В 50-м году, стоя в очереди перед окошком лефортовской тюрьмы, она обратила мое внимание на огромный камень, лежащий посредине тюремного двора. На нем сидела жена одного из заключенных, простая русская женщина. «Посмотрите, – тихо указала мне на нее Анна Андреевна, – она может так неподвижно сидеть и ждать хоть месяц, она сама уже кажется продолжением этого камня».
Летом 1953 г. хоронили художника Александра Александровича Осмеркина. В последние годы своей жизни он был в опале, отстранен от преподавания в Академии художеств, картины его не принимались и не выставлялись. Гражданская панихида была назначена в Доме художника на Беговой улице. Долго ждали привоза гроба с телом, – Осмеркин скончался в Подмосковье. Потом еще дольше ждали начальства, – некому было открыть траурный митинг. И все это время собравшиеся родные и друзья, почитатели и ученики Александра Александровича сидели молча, если перекидывались короткими фразами, то очень тихо, никто не уходил. Анна Андреевна несколько раз стояла в почетном карауле. Наконец, приехал кто-то из администрации МОСХа и произнес какую-то скомканную речь. Стали выносить гроб, мы пошли вслед, начали рассаживаться по машинам. Анну Андреевну разъединили со мной, ее повезли на кладбище вдова художника, Надежда Георгиевна, и архитектор Руднев в его машине. Но Анна Андреевна успела шепнуть мне на выносе: «Очень хорошие похороны. По первому классу».

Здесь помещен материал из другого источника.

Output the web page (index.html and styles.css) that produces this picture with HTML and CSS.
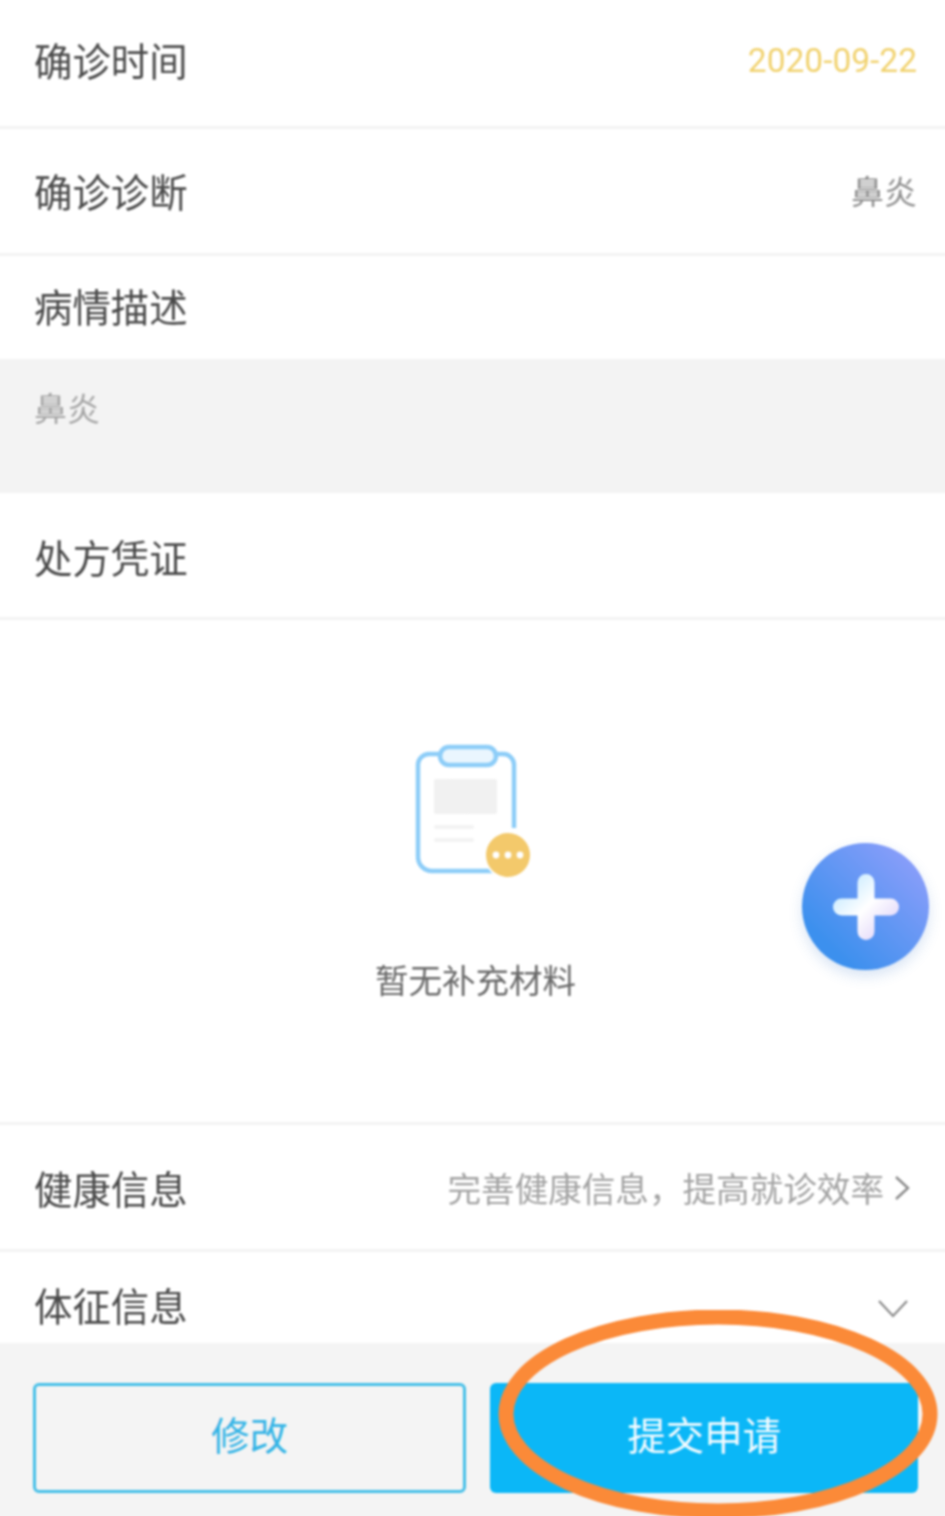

Когда Ахматова стала заниматься переводами, у нее образовался широкий круг новых знакомств в рабочей литературной среде. Часто ей приходилось окунаться в гущу их профессиональных интересов, участвовать в злободневных литературных разговорах, к темам которых подчас она относилась иронически. Помню, что она не разделяла всеобщего восхищения книгой Грина «Тихий американец». Но не помню, какие именно претензии она предъявляла к этому роману. Зато хорошо помню ее слова и интонацию, когда она высказалась по поводу события, волновавшего умы в литературной среде: речь идет о предполагавшемся приезде в Москву Хемингуэя, приуроченном к официальному визиту в Советский Союз президента США Дуайта Эйзенхауэра. Потом стало известно, что Хемингуэй не приедет. Это бурно обсуждалось у нас, одни возмущались, другие одобряли знаменитого писателя, желая видеть в этом некий политический жест. К этой суете Анна Андреевна отнеслась презрительно. Она была убеждена, что писатель просто не хотел являться в Россию в свите президента. «Что для Хемингуэя Эйзенхауэр? – сказала она, – какой-то сановник». (Как известно, визит Эйзенхауэра был отменен из-за инцидента с американским летчиком Пауэрсом).
Мы проезжали в такси по улице Горького. Я отозвалась о здании Моссовета: «Мне нравится». – «Что тут может нравиться? – рассердилась Анна Андреевна. – Такое впечатление, как будто один дом поставили на другой».
Анна Андреевна замечала, что у нас не умеют размещать скульптуру на зданиях. Статуя должна вырисовываться в пространстве, – напоминала она об этом элементарном законе, – а у нас их ставят в житейских позах. Особенно ее раздражали, даже пугали скульптурные фигуры на крыше высотного здания на Котельнической набережной. Они смотрят вниз или по сторонам, но только не вдаль. «Кажется, что они все время следят за нами», – с тоской говорила Анна Андреевна.
«Эмма, что мы делали все эти годы? – воскликнула она в шестидесятых, когда так звенела в воздухе политическая тема. – Мы только боялись?»
Очень характерное для нее это «мы». Как поэта она себя выделяла, давала почувствовать дистанцию между собой и другими пишущими, но в повседневной, да и в гражданской жизни ей органически была присуща соборность. Мне всегда в таких случаях вспоминался Пушкин с его обращениями: «То ли дело, братцы, дома», или «Ах, братцы, как я был доволен», или, при выходе из оперного театра в Одессе: «А мы ревем речитатив».
Среди наших знакомых был один молодой физик, подающий большие надежды. Он не очень импонировал Анне Андреевне. С недоумением и тайным юмором она мне рассказывала, что по своим новейшим научным взглядам он, не веря в Бога, признавал Существование во Вселенной какой-то «управляющей силы». «Вы подумайте, управляющая сила, как это страшно», – говорила Анна Андреевна, и нередко при упоминании об этом физике повторяла с выразительными и разнообразными интонациями: «Управляющая сила!»
Когда я приносила какую-нибудь хорошую новость в моих делах, Анна Андреевна говорила: «Спасибо». А прощаясь – благословляла: «Господь с вами».
Я не слышала, чтобы Анна Андреевна вела с кем-нибудь философские, вообще теоретические разговоры о религии. Она только приводила подходящую к случаю какую-нибудь евангельскую заповедь, всегда смиренно добавляя: «Но выполнять ее очень трудно». Эти слова она произносила в применении к самой себе. Окружающих она не поучала, не наставляла, не расспрашивала. «Я хочу знать о своих друзьях ровно столько, сколько они сами хотят, чтобы я о них знала», – говорила она. Думаю, что благодаря такому такту дружбы Анны Андреевны длились годами и десятилетиями.